**EXERCISE REQUIREMENTS**
Set the data down again, exactly as it reads, but without the pictures.

|---|

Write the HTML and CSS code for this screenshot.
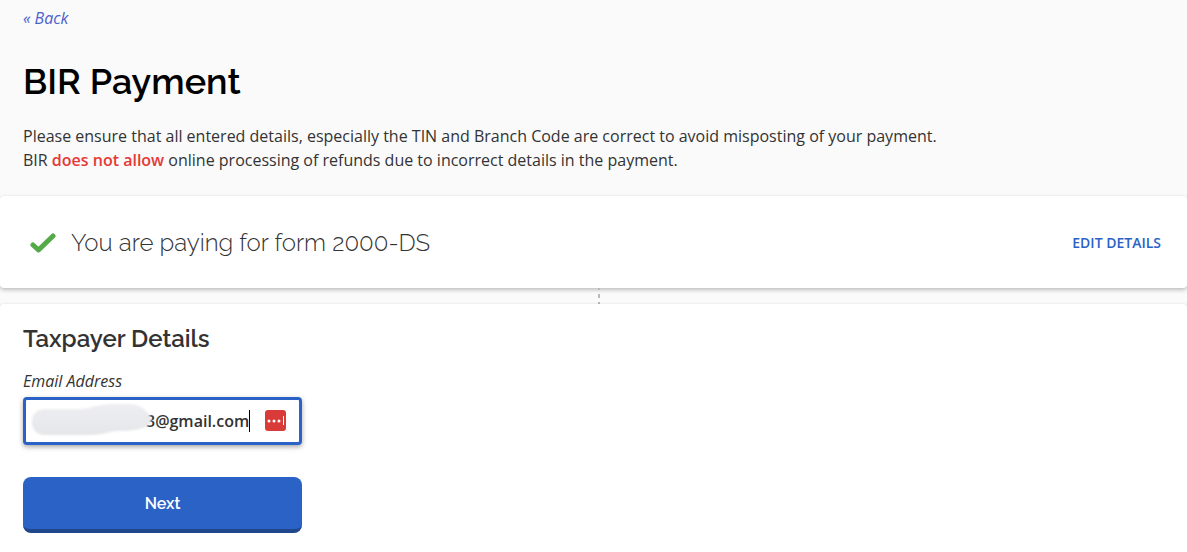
FILE: index.html
```html
<!DOCTYPE html>
<html lang="en">
<head>
<meta charset="UTF-8">
<meta name="viewport" content="width=device-width, initial-scale=1.0">
<title>BIR Payment</title>
<link rel="stylesheet" href="styles.css">
</head>
<body>
<header class="page-header">
  <a href="#" class="back-link">« Back</a>
  <h1 class="page-title">BIR Payment</h1>
  <p class="notice">
    Please ensure that all entered details, especially the TIN and Branch Code are correct to avoid misposting of your payment.<br>
    BIR <strong class="warning">does not allow</strong> online processing of refunds due to incorrect details in the payment.
  </p>
</header>
<main>
  <section class="card summary">
    <svg class="check" viewBox="0 0 26 20" aria-hidden="true">
      <path d="M3 12L8.5 17L23 3" fill="none" stroke="#54aa49" stroke-width="5" stroke-linecap="round" stroke-linejoin="round"/>
    </svg>
    <h2 class="summary-title">You are paying for form 2000-DS</h2>
    <a href="#" class="edit-link">EDIT DETAILS</a>
  </section>
  <div class="connector"></div>
  <section class="card details">
    <h2 class="details-title">Taxpayer Details</h2>
    <form class="details-form">
      <label class="label" for="email">Email Address</label>
      <div class="field">
        <input type="text" class="form-input" id="email" value="3@gmail.com">
        <svg class="redaction" viewBox="0 0 124 38" aria-hidden="true">
          <defs>
            <linearGradient id="smudge" x1="0" y1="0" x2="0" y2="1">
              <stop offset="0" stop-color="#eeeef3"/>
              <stop offset="1" stop-color="#e5e6e8"/>
            </linearGradient>
            <filter id="soften"><feGaussianBlur stdDeviation="1"/></filter>
          </defs>
          <path filter="url(#soften)" fill="url(#smudge)" d="M16 8H54C66 6 72 3 86 3H103C112 4 116 9 121 14C124 20 121 24 116 26C108 30 94 30 87 30C78 31 72 34 62 34H16C7 34 3 28 3 21C3 13 8 8 16 8Z"/>
        </svg>
        <span class="caret"></span>
        <button type="button" class="password-icon" aria-label="Fill with password manager">
          <svg viewBox="0 0 21 21" aria-hidden="true">
            <rect width="21" height="21" rx="3" fill="#d93c38"/>
            <g fill="#fff">
              <circle cx="4" cy="11" r="1.5"/>
              <circle cx="9" cy="11" r="1.5"/>
              <circle cx="14" cy="11" r="1.5"/>
              <rect x="18" y="6" width="1" height="9"/>
            </g>
          </svg>
        </button>
      </div>
      <button type="submit" class="btn">Next</button>
    </form>
  </section>
</main>
</body>
</html>
```
FILE: styles.css
```css
* {
  box-sizing: border-box;
}
body {
  margin: 0;
  background-color: #fafafa;
  color: #333;
  font-family: "Open Sans", sans-serif;
  font-size: 16px;
  line-height: 24px;
}
h1, h2, p {
  margin: 0;
}
a {
  text-decoration: none;
}
.page-header {
  padding: 6px 23px 24px;
}
.back-link {
  color: #4a62cc;
  font-style: italic;
}
.page-title {
  margin: 27px 0 19px;
  color: #000;
  font-family: Raleway, Lato, sans-serif;
  font-size: 36px;
  font-weight: 600;
  line-height: 48px;
}
.warning {
  color: #e53935;
  font-weight: 600;
}
.card {
  background-color: #fff;
  border-radius: 4px;
  box-shadow: 0 2px 4px rgba(0, 0, 0, 0.24), 0 0 2px rgba(0, 0, 0, 0.06);
}
.summary {
  display: flex;
  align-items: center;
  min-height: 92px;
  padding: 2px 26px 0 30px;
}
.check {
  width: 26px;
  height: 20px;
  margin-right: 15px;
}
.summary-title {
  flex: 1;
  font-family: Raleway, Lato, sans-serif;
  font-size: 24px;
  font-weight: 300;
  font-variant-numeric: oldstyle-nums;
  line-height: 32px;
}
.edit-link {
  color: #2b62c6;
  font-size: 14px;
  font-weight: 600;
}
.connector {
  width: 2px;
  height: 16px;
  margin-left: 50.4%;
  background: repeating-linear-gradient(#bbb 0 2px, transparent 2px 6px, #bbb 6px 8px);
}
.details {
  min-height: 248px;
  padding: 19px 23px;
  border-radius: 4px 4px 0 0;
}
.details-title {
  font-family: Raleway, Lato, sans-serif;
  font-size: 24px;
  font-weight: 600;
  line-height: 32px;
}
.details-form {
  max-width: 279px;
}
.label {
  display: block;
  margin: 14px 0 4px;
  font-style: italic;
}
.field {
  position: relative;
}
.form-input {
  display: block;
  width: 100%;
  height: 48px;
  padding: 0 40px 0 120px;
  border: 3px solid #2b62c6;
  border-radius: 4px;
  outline: none;
  box-shadow: 0 2px 5px rgba(0, 0, 0, 0.35);
  color: #333;
  font: 600 16px "Open Sans", sans-serif;
}
.redaction {
  position: absolute;
  top: 4px;
  left: 6px;
  width: 124px;
  height: 38px;
}
.caret {
  position: absolute;
  top: 13px;
  left: 226px;
  width: 1px;
  height: 22px;
  background-color: #000;
}
.password-icon {
  position: absolute;
  top: 13px;
  right: 16px;
  width: 21px;
  height: 21px;
  padding: 0;
  border: none;
  background: none;
  cursor: pointer;
}
.password-icon svg {
  display: block;
}
.btn {
  width: 100%;
  height: 56px;
  margin-top: 32px;
  padding: 0;
  border: none;
  border-bottom: 4px solid #20478c;
  border-radius: 8px;
  background-color: #2b62c6;
  color: #fff;
  font: 600 16px Raleway, Lato, sans-serif;
  cursor: pointer;
}
```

|---|

**OUTPUT**
Write the HTML and CSS code for this screenshot.
FILE: index.html
```html
<!DOCTYPE html>
<html lang="en">
<head>
<meta charset="UTF-8">
<meta name="viewport" content="width=device-width, initial-scale=1.0">
<title>BIR Payment</title>
<link rel="stylesheet" href="styles.css">
</head>
<body>
<header class="page-header">
  <a href="#" class="back-link">« Back</a>
  <h1 class="page-title">BIR Payment</h1>
  <p class="notice">
    Please ensure that all entered details, especially the TIN and Branch Code are correct to avoid misposting of your payment.<br>
    BIR <strong class="warning">does not allow</strong> online processing of refunds due to incorrect details in the payment.
  </p>
</header>
<main>
  <section class="card summary">
    <svg class="check" viewBox="0 0 26 20" aria-hidden="true">
      <path d="M3 12L8.5 17L23 3" fill="none" stroke="#54aa49" stroke-width="5" stroke-linecap="round" stroke-linejoin="round"/>
    </svg>
    <h2 class="summary-title">You are paying for form 2000-DS</h2>
    <a href="#" class="edit-link">EDIT DETAILS</a>
  </section>
  <div class="connector"></div>
  <section class="card details">
    <h2 class="details-title">Taxpayer Details</h2>
    <form class="details-form">
      <label class="label" for="email">Email Address</label>
      <div class="field">
        <input type="text" class="form-input" id="email" value="3@gmail.com">
        <svg class="redaction" viewBox="0 0 124 38" aria-hidden="true">
          <defs>
            <linearGradient id="smudge" x1="0" y1="0" x2="0" y2="1">
              <stop offset="0" stop-color="#eeeef3"/>
              <stop offset="1" stop-color="#e5e6e8"/>
            </linearGradient>
            <filter id="soften"><feGaussianBlur stdDeviation="1"/></filter>
          </defs>
          <path filter="url(#soften)" fill="url(#smudge)" d="M16 8H54C66 6 72 3 86 3H103C112 4 116 9 121 14C124 20 121 24 116 26C108 30 94 30 87 30C78 31 72 34 62 34H16C7 34 3 28 3 21C3 13 8 8 16 8Z"/>
        </svg>
        <span class="caret"></span>
        <button type="button" class="password-icon" aria-label="Fill with password manager">
          <svg viewBox="0 0 21 21" aria-hidden="true">
            <rect width="21" height="21" rx="3" fill="#d93c38"/>
            <g fill="#fff">
              <circle cx="4" cy="11" r="1.5"/>
              <circle cx="9" cy="11" r="1.5"/>
              <circle cx="14" cy="11" r="1.5"/>
              <rect x="18" y="6" width="1" height="9"/>
            </g>
          </svg>
        </button>
      </div>
      <button type="submit" class="btn">Next</button>
    </form>
  </section>
</main>
</body>
</html>
```
FILE: styles.css
```css
* {
  box-sizing: border-box;
}
body {
  margin: 0;
  background-color: #fafafa;
  color: #333;
  font-family: "Open Sans", sans-serif;
  font-size: 16px;
  line-height: 24px;
}
h1, h2, p {
  margin: 0;
}
a {
  text-decoration: none;
}
.page-header {
  padding: 6px 23px 24px;
}
.back-link {
  color: #4a62cc;
  font-style: italic;
}
.page-title {
  margin: 27px 0 19px;
  color: #000;
  font-family: Raleway, Lato, sans-serif;
  font-size: 36px;
  font-weight: 600;
  line-height: 48px;
}
.warning {
  color: #e53935;
  font-weight: 600;
}
.card {
  background-color: #fff;
  border-radius: 4px;
  box-shadow: 0 2px 4px rgba(0, 0, 0, 0.24), 0 0 2px rgba(0, 0, 0, 0.06);
}
.summary {
  display: flex;
  align-items: center;
  min-height: 92px;
  padding: 2px 26px 0 30px;
}
.check {
  width: 26px;
  height: 20px;
  margin-right: 15px;
}
.summary-title {
  flex: 1;
  font-family: Raleway, Lato, sans-serif;
  font-size: 24px;
  font-weight: 300;
  font-variant-numeric: oldstyle-nums;
  line-height: 32px;
}
.edit-link {
  color: #2b62c6;
  font-size: 14px;
  font-weight: 600;
}
.connector {
  width: 2px;
  height: 16px;
  margin-left: 50.4%;
  background: repeating-linear-gradient(#bbb 0 2px, transparent 2px 6px, #bbb 6px 8px);
}
.details {
  min-height: 248px;
  padding: 19px 23px;
  border-radius: 4px 4px 0 0;
}
.details-title {
  font-family: Raleway, Lato, sans-serif;
  font-size: 24px;
  font-weight: 600;
  line-height: 32px;
}
.details-form {
  max-width: 279px;
}
.label {
  display: block;
  margin: 14px 0 4px;
  font-style: italic;
}
.field {
  position: relative;
}
.form-input {
  display: block;
  width: 100%;
  height: 48px;
  padding: 0 40px 0 120px;
  border: 3px solid #2b62c6;
  border-radius: 4px;
  outline: none;
  box-shadow: 0 2px 5px rgba(0, 0, 0, 0.35);
  color: #333;
  font: 600 16px "Open Sans", sans-serif;
}
.redaction {
  position: absolute;
  top: 4px;
  left: 6px;
  width: 124px;
  height: 38px;
}
.caret {
  position: absolute;
  top: 13px;
  left: 226px;
  width: 1px;
  height: 22px;
  background-color: #000;
}
.password-icon {
  position: absolute;
  top: 13px;
  right: 16px;
  width: 21px;
  height: 21px;
  padding: 0;
  border: none;
  background: none;
  cursor: pointer;
}
.password-icon svg {
  display: block;
}
.btn {
  width: 100%;
  height: 56px;
  margin-top: 32px;
  padding: 0;
  border: none;
  border-bottom: 4px solid #20478c;
  border-radius: 8px;
  background-color: #2b62c6;
  color: #fff;
  font: 600 16px Raleway, Lato, sans-serif;
  cursor: pointer;
}
```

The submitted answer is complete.